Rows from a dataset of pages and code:
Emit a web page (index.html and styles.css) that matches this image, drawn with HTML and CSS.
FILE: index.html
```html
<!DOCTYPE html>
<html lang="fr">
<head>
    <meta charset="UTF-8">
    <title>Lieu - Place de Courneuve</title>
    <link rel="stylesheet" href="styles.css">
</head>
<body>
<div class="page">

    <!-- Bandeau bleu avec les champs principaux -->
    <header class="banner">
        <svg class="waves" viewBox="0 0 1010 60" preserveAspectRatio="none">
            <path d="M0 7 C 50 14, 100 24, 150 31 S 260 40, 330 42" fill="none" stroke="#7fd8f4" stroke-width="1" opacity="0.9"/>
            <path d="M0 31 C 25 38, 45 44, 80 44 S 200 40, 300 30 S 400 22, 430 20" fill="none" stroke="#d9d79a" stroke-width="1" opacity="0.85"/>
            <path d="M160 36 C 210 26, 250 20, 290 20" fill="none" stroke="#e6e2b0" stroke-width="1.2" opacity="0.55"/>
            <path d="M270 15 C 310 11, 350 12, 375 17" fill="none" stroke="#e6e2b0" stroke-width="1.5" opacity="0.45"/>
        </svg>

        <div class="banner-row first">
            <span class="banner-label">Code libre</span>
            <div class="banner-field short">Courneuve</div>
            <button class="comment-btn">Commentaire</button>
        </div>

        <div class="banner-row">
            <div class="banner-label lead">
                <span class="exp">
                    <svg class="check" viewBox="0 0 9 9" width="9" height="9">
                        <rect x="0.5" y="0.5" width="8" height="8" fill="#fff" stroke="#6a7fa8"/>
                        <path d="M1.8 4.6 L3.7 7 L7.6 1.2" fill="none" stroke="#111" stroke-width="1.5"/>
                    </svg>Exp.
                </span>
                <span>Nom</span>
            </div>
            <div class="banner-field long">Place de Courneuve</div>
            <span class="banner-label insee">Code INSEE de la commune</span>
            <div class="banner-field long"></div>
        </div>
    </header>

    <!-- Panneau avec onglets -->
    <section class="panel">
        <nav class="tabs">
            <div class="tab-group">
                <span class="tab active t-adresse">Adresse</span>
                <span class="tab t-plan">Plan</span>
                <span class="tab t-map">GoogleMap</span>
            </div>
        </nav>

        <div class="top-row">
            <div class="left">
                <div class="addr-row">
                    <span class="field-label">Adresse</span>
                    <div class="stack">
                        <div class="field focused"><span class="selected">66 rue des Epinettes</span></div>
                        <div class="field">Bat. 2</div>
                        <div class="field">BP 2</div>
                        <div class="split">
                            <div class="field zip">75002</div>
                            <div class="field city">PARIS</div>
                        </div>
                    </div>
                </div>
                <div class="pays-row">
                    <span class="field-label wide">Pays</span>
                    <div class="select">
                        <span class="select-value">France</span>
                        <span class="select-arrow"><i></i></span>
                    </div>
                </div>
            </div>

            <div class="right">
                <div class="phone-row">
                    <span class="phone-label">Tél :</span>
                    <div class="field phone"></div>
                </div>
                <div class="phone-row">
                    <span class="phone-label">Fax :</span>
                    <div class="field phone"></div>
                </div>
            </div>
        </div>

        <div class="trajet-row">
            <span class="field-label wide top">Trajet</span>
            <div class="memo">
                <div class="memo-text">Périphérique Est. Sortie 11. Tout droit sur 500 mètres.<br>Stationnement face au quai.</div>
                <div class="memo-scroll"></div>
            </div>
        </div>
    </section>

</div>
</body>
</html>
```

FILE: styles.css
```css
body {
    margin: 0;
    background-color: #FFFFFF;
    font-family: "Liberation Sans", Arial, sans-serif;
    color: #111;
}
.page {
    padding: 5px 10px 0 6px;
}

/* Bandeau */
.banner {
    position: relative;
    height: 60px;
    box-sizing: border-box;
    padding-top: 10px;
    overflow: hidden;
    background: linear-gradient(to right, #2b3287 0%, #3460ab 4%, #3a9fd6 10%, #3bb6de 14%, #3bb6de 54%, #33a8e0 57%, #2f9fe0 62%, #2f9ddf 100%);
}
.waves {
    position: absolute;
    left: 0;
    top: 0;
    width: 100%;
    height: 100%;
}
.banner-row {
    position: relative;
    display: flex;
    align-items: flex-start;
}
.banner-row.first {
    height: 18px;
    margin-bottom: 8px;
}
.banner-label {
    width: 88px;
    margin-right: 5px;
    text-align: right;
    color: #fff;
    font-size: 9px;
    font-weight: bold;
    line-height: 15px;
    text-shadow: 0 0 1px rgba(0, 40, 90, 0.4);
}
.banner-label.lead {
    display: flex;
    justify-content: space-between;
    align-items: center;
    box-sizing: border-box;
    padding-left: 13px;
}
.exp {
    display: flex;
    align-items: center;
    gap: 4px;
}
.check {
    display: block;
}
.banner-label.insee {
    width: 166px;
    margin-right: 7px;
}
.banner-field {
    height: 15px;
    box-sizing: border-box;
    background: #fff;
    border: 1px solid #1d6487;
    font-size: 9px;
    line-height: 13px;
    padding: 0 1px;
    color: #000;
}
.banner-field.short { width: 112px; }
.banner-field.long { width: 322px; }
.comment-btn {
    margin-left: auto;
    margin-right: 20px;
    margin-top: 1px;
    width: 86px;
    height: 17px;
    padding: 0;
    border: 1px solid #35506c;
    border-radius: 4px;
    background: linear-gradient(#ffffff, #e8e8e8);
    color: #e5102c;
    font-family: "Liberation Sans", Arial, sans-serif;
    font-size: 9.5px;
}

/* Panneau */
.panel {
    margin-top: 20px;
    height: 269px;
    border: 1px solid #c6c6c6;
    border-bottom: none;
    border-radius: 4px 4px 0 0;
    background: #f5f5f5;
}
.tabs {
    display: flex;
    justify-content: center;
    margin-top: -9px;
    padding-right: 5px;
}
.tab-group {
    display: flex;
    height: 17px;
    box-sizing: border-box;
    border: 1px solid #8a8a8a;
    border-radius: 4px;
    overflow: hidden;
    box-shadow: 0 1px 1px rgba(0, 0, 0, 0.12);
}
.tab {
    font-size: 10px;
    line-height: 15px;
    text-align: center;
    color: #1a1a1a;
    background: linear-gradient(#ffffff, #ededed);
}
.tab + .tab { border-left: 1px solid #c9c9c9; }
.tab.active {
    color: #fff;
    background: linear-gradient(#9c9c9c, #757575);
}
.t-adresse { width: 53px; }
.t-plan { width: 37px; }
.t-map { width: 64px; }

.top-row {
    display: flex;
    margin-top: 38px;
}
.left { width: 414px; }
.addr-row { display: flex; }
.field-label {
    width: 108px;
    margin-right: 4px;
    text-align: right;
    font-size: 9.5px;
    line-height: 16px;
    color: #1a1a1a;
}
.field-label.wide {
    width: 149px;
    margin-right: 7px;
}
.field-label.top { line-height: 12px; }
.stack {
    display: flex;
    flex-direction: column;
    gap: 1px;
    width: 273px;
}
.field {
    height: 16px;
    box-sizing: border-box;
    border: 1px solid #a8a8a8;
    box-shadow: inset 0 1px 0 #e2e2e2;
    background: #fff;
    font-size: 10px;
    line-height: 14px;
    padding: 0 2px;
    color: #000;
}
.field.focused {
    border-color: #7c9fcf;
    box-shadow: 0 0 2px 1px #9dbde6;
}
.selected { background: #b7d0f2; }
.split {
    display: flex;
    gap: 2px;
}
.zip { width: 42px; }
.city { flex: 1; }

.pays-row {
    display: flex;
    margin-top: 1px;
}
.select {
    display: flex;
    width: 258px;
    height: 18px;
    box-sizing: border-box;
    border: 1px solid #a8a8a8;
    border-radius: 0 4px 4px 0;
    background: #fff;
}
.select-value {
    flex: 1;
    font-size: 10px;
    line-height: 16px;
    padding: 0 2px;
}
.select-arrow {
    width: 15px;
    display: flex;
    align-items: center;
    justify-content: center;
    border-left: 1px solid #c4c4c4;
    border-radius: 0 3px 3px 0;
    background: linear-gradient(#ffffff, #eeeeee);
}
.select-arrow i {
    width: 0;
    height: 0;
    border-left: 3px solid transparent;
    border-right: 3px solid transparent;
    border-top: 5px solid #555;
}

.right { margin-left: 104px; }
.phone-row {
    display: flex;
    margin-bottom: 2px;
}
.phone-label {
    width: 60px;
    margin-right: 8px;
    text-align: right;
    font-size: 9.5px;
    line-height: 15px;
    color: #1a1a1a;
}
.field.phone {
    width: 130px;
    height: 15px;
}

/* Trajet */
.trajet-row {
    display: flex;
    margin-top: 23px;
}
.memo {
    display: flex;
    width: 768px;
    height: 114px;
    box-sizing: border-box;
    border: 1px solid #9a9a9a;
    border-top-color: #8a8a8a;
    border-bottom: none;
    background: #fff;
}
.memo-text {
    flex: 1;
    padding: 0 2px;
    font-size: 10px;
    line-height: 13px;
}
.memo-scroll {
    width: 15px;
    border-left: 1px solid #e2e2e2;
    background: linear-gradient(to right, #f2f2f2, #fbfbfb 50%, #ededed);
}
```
---
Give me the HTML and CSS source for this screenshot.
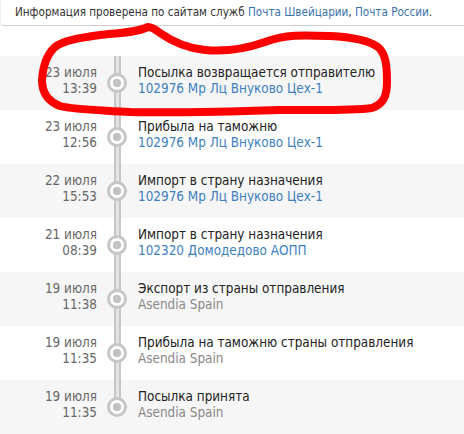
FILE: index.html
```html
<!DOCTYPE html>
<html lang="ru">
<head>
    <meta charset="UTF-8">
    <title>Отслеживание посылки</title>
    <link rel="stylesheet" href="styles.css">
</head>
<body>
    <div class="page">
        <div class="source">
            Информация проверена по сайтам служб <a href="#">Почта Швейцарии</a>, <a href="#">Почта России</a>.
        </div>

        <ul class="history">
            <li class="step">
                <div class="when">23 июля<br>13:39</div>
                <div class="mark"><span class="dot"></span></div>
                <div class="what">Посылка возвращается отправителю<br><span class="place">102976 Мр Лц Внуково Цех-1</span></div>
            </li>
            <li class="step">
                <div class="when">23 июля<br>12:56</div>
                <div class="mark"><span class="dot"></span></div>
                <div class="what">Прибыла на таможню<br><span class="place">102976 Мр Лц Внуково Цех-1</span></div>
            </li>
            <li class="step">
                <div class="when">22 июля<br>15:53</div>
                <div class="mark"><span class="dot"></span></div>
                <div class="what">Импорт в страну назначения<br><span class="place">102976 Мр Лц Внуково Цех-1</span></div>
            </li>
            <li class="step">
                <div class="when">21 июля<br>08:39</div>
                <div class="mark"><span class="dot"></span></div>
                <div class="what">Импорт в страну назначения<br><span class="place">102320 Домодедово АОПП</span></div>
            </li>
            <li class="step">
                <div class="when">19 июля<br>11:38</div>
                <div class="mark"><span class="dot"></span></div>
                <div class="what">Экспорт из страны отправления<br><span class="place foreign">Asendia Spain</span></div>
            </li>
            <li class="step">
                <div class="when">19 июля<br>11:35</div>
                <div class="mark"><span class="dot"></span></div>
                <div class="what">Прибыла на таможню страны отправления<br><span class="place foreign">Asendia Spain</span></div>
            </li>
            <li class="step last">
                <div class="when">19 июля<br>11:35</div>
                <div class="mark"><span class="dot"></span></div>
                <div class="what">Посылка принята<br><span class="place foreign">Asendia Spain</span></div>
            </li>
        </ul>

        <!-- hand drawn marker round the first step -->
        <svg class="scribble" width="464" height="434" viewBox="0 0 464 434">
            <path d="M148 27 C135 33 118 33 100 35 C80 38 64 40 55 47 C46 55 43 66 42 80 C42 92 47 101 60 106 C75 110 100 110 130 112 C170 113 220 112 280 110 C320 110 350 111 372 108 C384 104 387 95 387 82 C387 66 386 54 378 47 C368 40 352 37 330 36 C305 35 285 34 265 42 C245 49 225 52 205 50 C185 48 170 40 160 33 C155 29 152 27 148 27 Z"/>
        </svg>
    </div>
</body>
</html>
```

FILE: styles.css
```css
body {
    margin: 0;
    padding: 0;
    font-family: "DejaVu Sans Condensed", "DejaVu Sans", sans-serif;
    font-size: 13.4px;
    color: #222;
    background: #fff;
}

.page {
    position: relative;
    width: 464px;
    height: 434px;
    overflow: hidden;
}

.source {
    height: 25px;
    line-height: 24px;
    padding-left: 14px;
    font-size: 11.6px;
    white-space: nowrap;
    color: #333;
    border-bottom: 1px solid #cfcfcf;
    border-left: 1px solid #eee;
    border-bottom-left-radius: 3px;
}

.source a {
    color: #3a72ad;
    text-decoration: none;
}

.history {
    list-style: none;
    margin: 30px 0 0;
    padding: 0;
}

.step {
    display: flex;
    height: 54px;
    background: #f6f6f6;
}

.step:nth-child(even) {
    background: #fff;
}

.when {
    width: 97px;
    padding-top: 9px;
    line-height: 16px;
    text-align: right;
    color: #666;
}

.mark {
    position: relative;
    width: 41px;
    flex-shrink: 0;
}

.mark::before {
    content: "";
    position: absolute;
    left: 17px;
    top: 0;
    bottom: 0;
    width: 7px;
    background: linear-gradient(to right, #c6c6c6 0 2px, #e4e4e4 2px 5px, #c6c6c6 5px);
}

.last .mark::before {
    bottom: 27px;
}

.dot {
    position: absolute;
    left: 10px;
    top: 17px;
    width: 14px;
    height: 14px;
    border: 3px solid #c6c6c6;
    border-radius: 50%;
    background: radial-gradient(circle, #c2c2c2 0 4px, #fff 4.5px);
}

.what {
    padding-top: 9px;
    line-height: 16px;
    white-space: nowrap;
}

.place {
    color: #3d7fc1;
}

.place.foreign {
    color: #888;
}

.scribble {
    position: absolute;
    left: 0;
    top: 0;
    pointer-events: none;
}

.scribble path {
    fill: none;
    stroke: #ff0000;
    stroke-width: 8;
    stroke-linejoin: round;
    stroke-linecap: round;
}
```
--
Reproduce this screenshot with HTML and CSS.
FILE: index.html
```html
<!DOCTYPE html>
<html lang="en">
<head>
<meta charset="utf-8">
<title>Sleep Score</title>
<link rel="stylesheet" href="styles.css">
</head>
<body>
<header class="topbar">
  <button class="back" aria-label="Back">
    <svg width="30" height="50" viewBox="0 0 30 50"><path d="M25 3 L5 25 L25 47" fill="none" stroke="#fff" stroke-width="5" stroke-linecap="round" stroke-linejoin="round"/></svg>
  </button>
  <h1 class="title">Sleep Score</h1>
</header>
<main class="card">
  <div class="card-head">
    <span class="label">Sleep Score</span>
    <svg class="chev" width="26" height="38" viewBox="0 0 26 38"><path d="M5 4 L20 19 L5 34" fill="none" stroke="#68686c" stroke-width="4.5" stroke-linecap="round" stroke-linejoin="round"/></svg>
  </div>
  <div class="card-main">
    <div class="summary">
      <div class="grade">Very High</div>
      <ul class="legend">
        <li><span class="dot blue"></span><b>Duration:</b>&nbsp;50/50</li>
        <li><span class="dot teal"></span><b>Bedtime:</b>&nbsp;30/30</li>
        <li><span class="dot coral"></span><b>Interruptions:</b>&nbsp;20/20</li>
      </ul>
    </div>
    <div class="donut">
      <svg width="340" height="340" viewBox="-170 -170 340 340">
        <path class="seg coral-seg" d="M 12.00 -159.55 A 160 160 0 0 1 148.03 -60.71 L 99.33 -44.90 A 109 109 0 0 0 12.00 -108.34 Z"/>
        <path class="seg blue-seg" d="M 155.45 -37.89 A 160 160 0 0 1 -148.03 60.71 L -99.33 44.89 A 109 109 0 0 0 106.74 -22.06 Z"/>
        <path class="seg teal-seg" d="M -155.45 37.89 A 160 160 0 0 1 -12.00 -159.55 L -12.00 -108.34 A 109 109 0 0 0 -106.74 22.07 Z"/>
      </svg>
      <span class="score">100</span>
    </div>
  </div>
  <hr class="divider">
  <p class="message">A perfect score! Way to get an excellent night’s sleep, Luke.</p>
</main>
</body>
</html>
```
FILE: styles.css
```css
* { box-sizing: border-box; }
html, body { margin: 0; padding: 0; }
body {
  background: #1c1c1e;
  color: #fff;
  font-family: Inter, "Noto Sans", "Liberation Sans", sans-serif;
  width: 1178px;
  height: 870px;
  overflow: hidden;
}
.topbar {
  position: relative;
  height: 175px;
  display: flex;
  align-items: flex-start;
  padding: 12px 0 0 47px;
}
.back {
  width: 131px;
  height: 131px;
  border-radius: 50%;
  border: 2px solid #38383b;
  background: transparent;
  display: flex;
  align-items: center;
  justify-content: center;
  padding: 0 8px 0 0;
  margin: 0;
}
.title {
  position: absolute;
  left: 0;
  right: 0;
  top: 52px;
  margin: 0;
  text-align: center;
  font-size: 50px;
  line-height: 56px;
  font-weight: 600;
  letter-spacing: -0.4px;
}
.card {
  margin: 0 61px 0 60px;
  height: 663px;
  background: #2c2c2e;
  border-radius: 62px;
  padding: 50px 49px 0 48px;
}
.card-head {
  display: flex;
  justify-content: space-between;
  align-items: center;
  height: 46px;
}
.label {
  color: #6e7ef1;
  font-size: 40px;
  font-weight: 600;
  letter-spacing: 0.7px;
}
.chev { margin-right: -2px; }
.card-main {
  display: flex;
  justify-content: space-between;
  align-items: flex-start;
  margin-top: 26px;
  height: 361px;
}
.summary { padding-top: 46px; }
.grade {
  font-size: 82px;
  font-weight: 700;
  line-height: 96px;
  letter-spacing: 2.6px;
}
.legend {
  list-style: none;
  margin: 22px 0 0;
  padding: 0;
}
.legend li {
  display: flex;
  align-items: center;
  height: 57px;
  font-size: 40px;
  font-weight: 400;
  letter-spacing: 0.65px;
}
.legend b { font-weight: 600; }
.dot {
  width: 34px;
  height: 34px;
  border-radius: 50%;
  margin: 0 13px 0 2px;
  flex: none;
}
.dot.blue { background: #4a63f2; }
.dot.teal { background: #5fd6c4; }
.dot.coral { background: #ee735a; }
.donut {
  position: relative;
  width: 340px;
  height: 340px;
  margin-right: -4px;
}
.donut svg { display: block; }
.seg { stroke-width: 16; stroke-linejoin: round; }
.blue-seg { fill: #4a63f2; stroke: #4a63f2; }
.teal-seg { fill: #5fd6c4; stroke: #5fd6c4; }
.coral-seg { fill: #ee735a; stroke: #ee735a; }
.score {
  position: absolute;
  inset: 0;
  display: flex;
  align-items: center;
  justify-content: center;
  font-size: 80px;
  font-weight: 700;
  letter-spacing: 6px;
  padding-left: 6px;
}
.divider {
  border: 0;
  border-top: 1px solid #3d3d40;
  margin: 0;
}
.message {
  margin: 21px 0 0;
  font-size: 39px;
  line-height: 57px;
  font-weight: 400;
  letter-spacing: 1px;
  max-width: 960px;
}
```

Exercise: Find the string "source" in the records, then copy each line where it occurs.

Task result:
Give me the HTML and CSS source for this screenshot.
        <div class="source">
.source {
.source a {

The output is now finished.